N'en déplaise à feu Maurice Allais, Prix Nobel d'économie, et économiste ultra-libéral par ailleurs, qui défendait l'idée qu'il faudrait ne taxer que la détention du capital, et aucunement les revenus (voir par exemple ici), je suis extrêmement réservé sur le principe même de la taxation du capital.

Par construction, l'impôt est un prélèvement sur la richesse produite par la collectivité. Il est donc naturel que son assiette soit un flux, c'est-à-dire une part de cette richesse produite au moment où elle est produite, et non un stock, c'est-à-dire une part de la richesse accumulée dans le passé.

Bien sûr, il est difficile de considérer a priori comme injuste un impôt comme l'ISF, dès lors qu'il touche les plus riches et donc ceux dont la capacité contributive est la plus élevée. Mais on voit très vite que, partant d'un principe juste (taxer davantage les plus riches), on arrive à une application qui l'est beaucoup moins : pourquoi donc certains types de patrimoine, par exemple les oeuvres d'art, ou les participations dans des PME, ou la résidence principale, devraient-elles en être exonérées ? Et pourquoi tous les gouvernements, y compris de gauche, ont-ils éprouvé le besoin de plafonner cet impôt en fonction des revenus des propriétaires concernés ?

Ces distorsions proviennent en réalité du fait que cet impôt est un impôt de compensation : faute d'avoir réussi à taxer les plus hauts revenus, ou d'avoir eu le courage de taxer les transferts de patrimoine (successions en particulier), à un niveau jugé suffisant, on a inventé un impôt assis sur le patrimoine détenu, avec l'idée, juste en général, mais parfois fausse, que les plus gros patrimoines correspondent aux revenus les plus élevés. Et quand ça ne marche pas, on corrige, en inventant des exceptions ... Car il en va des impôts de compensation comme du penalty de compensation sifflé par un arbitre sur un terrain de foot lorsqu'il a le sentiment d'avoir fait une erreur envers une des équipes : le remède est un pis-aller, toujours un peu boiteux, parfois efficace, mais parfois pire que le mal.

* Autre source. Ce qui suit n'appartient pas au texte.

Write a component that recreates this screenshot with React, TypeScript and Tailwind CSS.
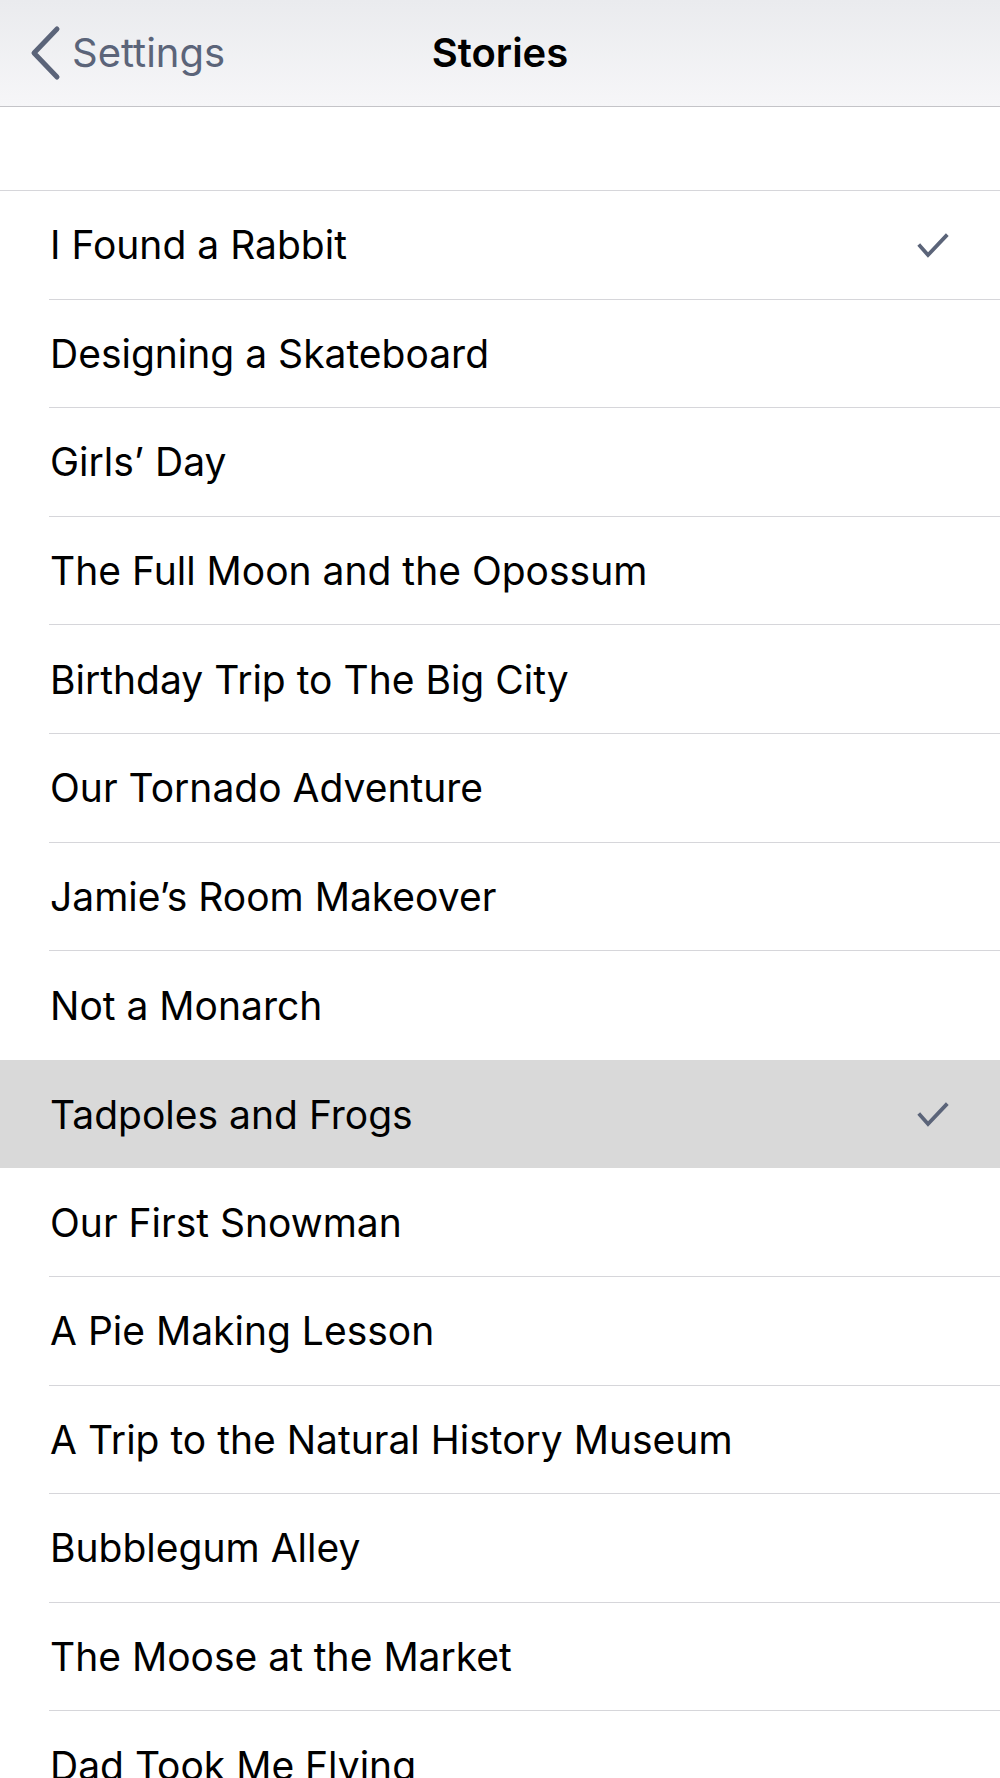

Cela dit, certains impôts sur le patrimoine peuvent être justifiés. Il n'est pas anormal, par exemple, que l'assiette des taxes d'habitation, ou des taxes foncières, soit la valeur des logements et non le revenu de leurs propriétaires (on peut noter cependant que, si les "revenus virtuels" du patrimoine immobilier étaient considérés comme des revenus taxables, cette justification tomberait au moins en partie).

Mais à l'exception de ces quelques cas particuliers, je pense qu'il faudrait supprimer l'ISF, ou tout au moins le réduire à un niveau suffisamment bas (entre 0.25 et 0,5%) pour qu'il n'ait besoin de faire l'objet d'aucune exonération (sauf éventuellement pour les plus petits patrimoines).

Par quoi remplacer l'ISF ?

Plusieurs instruments me semblent pouvoir compenser la suppression, ou une forte diminution, de l'ISF, avec des effets redistributifs globalement assez similaires a priori.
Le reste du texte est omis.